= Max Schloessinger =

Max Schloessinger (September 4, 1877 – May 9, 1944) was a German Jewish scholar who worked in America, Germany, the Netherlands, and Mandatory Palestine.

== Life ==
Schloessinger was born on September 4, 1877, in Heidelberg, Germany, the son of Jacob Schloessinger and Brunette Oppenheimer.

Schloessinger attended the Heidelberg public school and gymnasium. He then went to the Heidelberg University, the University of Vienna, the University of Berlin (graduating from there with a Ph.D. in 1901), the Israelitisch-Theologische Lehranstalt in Vienna, the Veitel-Heine-Ephraim'sche Lehranstalt, and the Lehranstalt für die Wissenschaft des Judenthums in Berlin (where he was ordained a rabbi in 1903). In 1903, he went to America and joined the editorial staff of The Jewish Encyclopedia in New York City.

In 1904, Schloessinger resigned as office editor of The Jewish Encyclopedia to join Hebrew Union College in Cincinnati, Ohio, as its Professor of Biblical Exegesis and Librarian.

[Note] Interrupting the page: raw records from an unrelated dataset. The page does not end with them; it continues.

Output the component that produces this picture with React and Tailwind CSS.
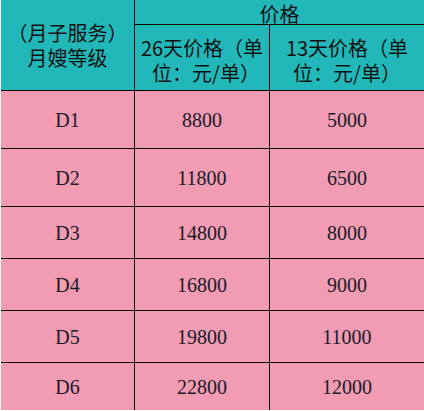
const rows = [
  { level: "D1", p26: "8800", p13: "5000", h: "h-[58px]" },
  { level: "D2", p26: "11800", p13: "6500", h: "h-[58px]" },
  { level: "D3", p26: "14800", p13: "8000", h: "h-[52px]" },
  { level: "D4", p26: "16800", p13: "9000", h: "h-[52px]" },
  { level: "D5", p26: "19800", p13: "11000", h: "h-[52px]" },
  { level: "D6", p26: "22800", p13: "12000", h: "h-[47px]" },
];

const cjk = "font-['Noto_Sans_CJK_SC',sans-serif]";
const num = "font-['Liberation_Serif','Noto_Sans_CJK_SC',serif]";

export default function App() {
  return (
    <div className="w-[424px] h-[411px] bg-white pl-px pb-px overflow-hidden">
      {/* header */}
      <div className={`grid grid-cols-[134px_135px_154px] grid-rows-[25px_66px] bg-[#22b8ba] text-[20px] leading-[25px] text-[#111] ${cjk}`}>
        <div className="row-span-2 flex flex-col items-center justify-center border-r border-b border-black">
          <span>（月子服务）</span>
          <span>月嫂等级</span>
        </div>
        <div className="col-span-2 flex items-center justify-center border-b border-black pt-[3px] leading-[20px]">
          价格
        </div>
        <div className="flex flex-col items-center justify-center pt-1 border-r border-b border-black">
          <span>26天价格（单</span>
          <span className="pl-2">位：元/单）</span>
        </div>
        <div className="flex flex-col items-center justify-center pt-1 border-b border-black">
          <span>13天价格（单</span>
          <span>位：元/单）</span>
        </div>
      </div>

      {/* body */}
      {rows.map((r, i) => (
        <div
          key={r.level}
          className={`grid grid-cols-[134px_135px_154px] bg-[#f19cb2] text-[20px] text-[#1a1a2a] ${num} ${r.h} ${i < rows.length - 1 ? "border-b border-black" : ""}`}
        >
          <div className="flex items-center justify-center border-r border-black">{r.level}</div>
          <div className="flex items-center justify-center border-r border-black">{r.p26}</div>
          <div className="flex items-center justify-center">{r.p13}</div>
        </div>
      ))}
    </div>
  );
}
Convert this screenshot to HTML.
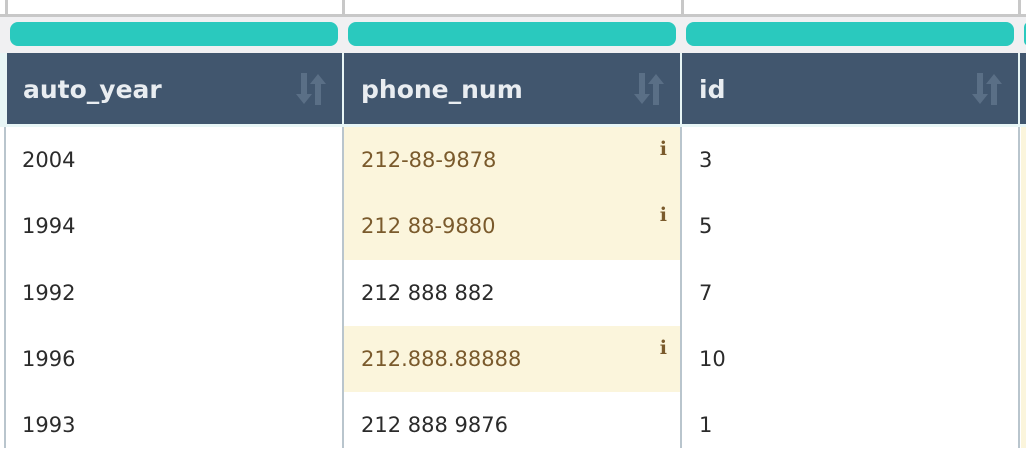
<!DOCTYPE html>
<html><head><style>
*{margin:0;padding:0;box-sizing:border-box}
body{width:1026px;height:448px;overflow:hidden;background:#fff;font-family:"DejaVu Sans","Liberation Sans",sans-serif;position:relative}
.a{position:absolute}
.vl{position:absolute;top:0;width:3px;height:16px;background:#c8c8c8}
.bar{position:absolute;top:22px;height:24px;background:#2ac9be;border-radius:8px}
.hd{position:absolute;top:53px;height:71px;background:#41566e;color:#e9edf1;font-weight:bold;font-size:25px;line-height:74px;padding-left:17px}
.sort{position:absolute;right:16px;top:20px}
.c{position:absolute;height:66px;font-size:21px;color:#2b2b2b;line-height:66px;padding-left:17px}
.y{background:#fbf5dc;color:#7a5a2c}
.i{position:absolute;right:14px;top:-11px;font-weight:bold;font-family:"DejaVu Serif",serif;font-size:19px;color:#7a5a2c}
.bl{position:absolute;top:127px;width:2px;height:321px;background:#b9c5cd}
</style></head><body>
<div class="a" style="left:0;top:14px;width:1026px;height:3px;background:#c8c8c8"></div>
<div class="vl" style="left:5px"></div><div class="vl" style="left:342px"></div><div class="vl" style="left:681px"></div><div class="vl" style="left:1018px"></div>
<div class="a" style="left:0;top:17px;width:1026px;height:36px;background:#f0f0f2"></div>
<div class="bar" style="left:10px;width:328px"></div>
<div class="bar" style="left:348px;width:328px"></div>
<div class="bar" style="left:686px;width:328px"></div>
<div class="bar" style="left:1024px;width:10px"></div>
<div class="a" style="left:0;top:53px;width:1026px;height:74px;background:#e8f6f6"></div>
<div class="hd" style="left:6px;width:336px">auto_year<svg class="sort" width="30" height="32" viewBox="0 0 30 32"><path d="M5 0h6v21h5l-8 10-8-10h5z" fill="#5a6f86"/><path d="M19 32h6V11h5L22 1l-8 10h5z" fill="#5a6f86"/></svg></div>
<div class="hd" style="left:344px;width:336px">phone_num<svg class="sort" width="30" height="32" viewBox="0 0 30 32"><path d="M5 0h6v21h5l-8 10-8-10h5z" fill="#5a6f86"/><path d="M19 32h6V11h5L22 1l-8 10h5z" fill="#5a6f86"/></svg></div>
<div class="hd" style="left:682px;width:336px">id<svg class="sort" width="30" height="32" viewBox="0 0 30 32"><path d="M5 0h6v21h5l-8 10-8-10h5z" fill="#5a6f86"/><path d="M19 32h6V11h5L22 1l-8 10h5z" fill="#5a6f86"/></svg></div>
<div class="hd" style="left:1020px;width:10px"></div>

<div class="c" style="left:5px;top:127px;width:338px">2004</div>
<div class="c" style="left:5px;top:193px;width:338px">1994</div>
<div class="c" style="left:5px;top:260px;width:338px">1992</div>
<div class="c" style="left:5px;top:326px;width:338px">1996</div>
<div class="c" style="left:5px;top:392px;width:338px">1993</div>

<div class="c y" style="left:344px;top:127px;width:337px">212-88-9878<span class="i">i</span></div>
<div class="c y" style="left:344px;top:193px;width:337px;height:67px">212 88-9880<span class="i">i</span></div>
<div class="c" style="left:344px;top:260px;width:337px">212 888 882</div>
<div class="c y" style="left:344px;top:326px;width:337px">212.888.88888<span class="i">i</span></div>
<div class="c" style="left:344px;top:392px;width:337px">212 888 9876</div>

<div class="c" style="left:682px;top:127px;width:337px">3</div>
<div class="c" style="left:682px;top:193px;width:337px">5</div>
<div class="c" style="left:682px;top:260px;width:337px">7</div>
<div class="c" style="left:682px;top:326px;width:337px">10</div>
<div class="c" style="left:682px;top:392px;width:337px">1</div>
<div class="a y" style="left:1021px;top:127px;width:5px;height:321px"></div>

<div class="bl" style="left:4px"></div><div class="bl" style="left:342px"></div><div class="bl" style="left:680px"></div><div class="bl" style="left:1018px"></div>
<div class="a" style="left:5px;top:53px;width:2px;height:71px;background:#e8f6f6"></div>
<div class="a" style="left:342px;top:53px;width:2px;height:71px;background:#e8f6f6"></div>
<div class="a" style="left:680px;top:53px;width:2px;height:71px;background:#e8f6f6"></div>
<div class="a" style="left:1018px;top:53px;width:2px;height:71px;background:#e8f6f6"></div>
</body></html>
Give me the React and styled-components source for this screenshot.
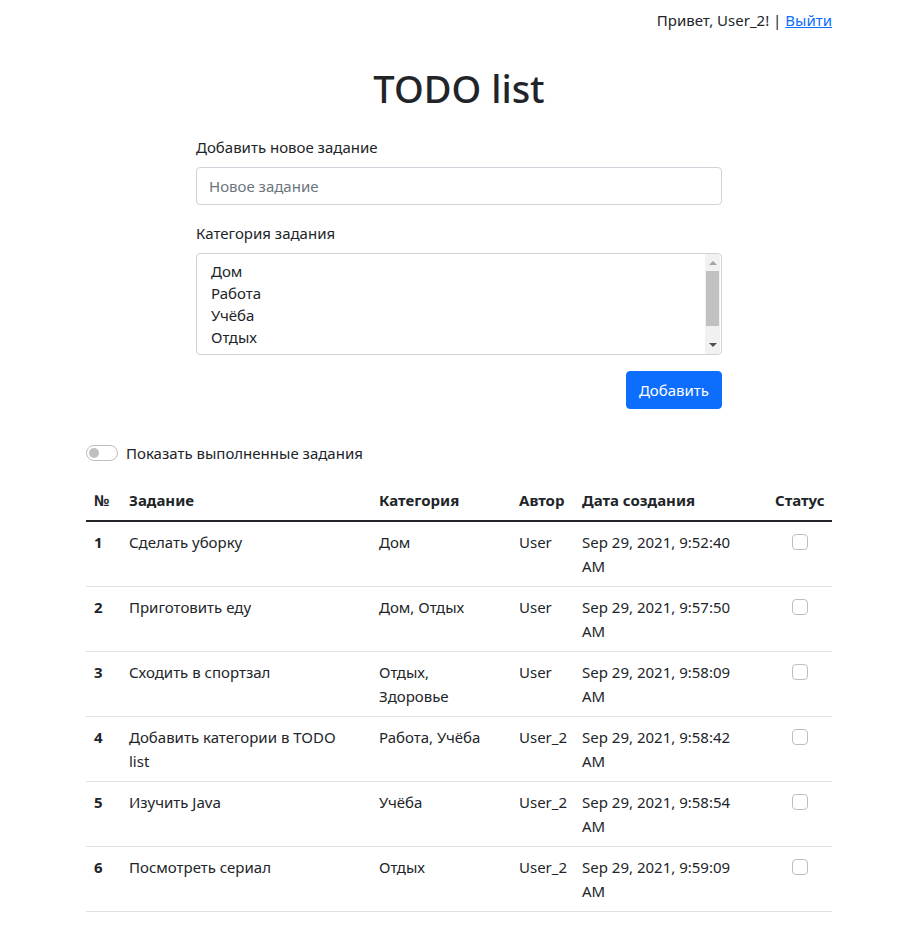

He, Max Margolis, and Henry Malter all resigned from the College in 1907 due to their support for Zionism. Schloessinger returned to Germany afterwards and began a successful import-export business. He then moved to the Netherlands shortly after the outbreak of World War I for business reasons. Active in the Dutch Zionist movement, he served as director of the Jewish National Fund. He resided in The Hague.

Schloessinger immigrated to Mandatory Palestine in 1930. He was friends with Hebrew University president Judah Leon Magnes since they were students at the University of Berlin and was involved with Hebrew University since it was founded in 1925. He became a member of the University's Board of Governors in 1925 and the Executive Council in 1935, and from 1930 to 1935 he was acting chancellor. He retired in 1939 and moved to the United States, settling in New York City.

In 1910, Schloessinger married Dr. Miriam C. Schaar, chief of the Bureau of School Hygiene in Cincinnati. They had a daughter, Hadassah.

Schloessinger died at Mount Sinai Hospital on May 9, 1944. He was buried in Westchester Hills Cemetery.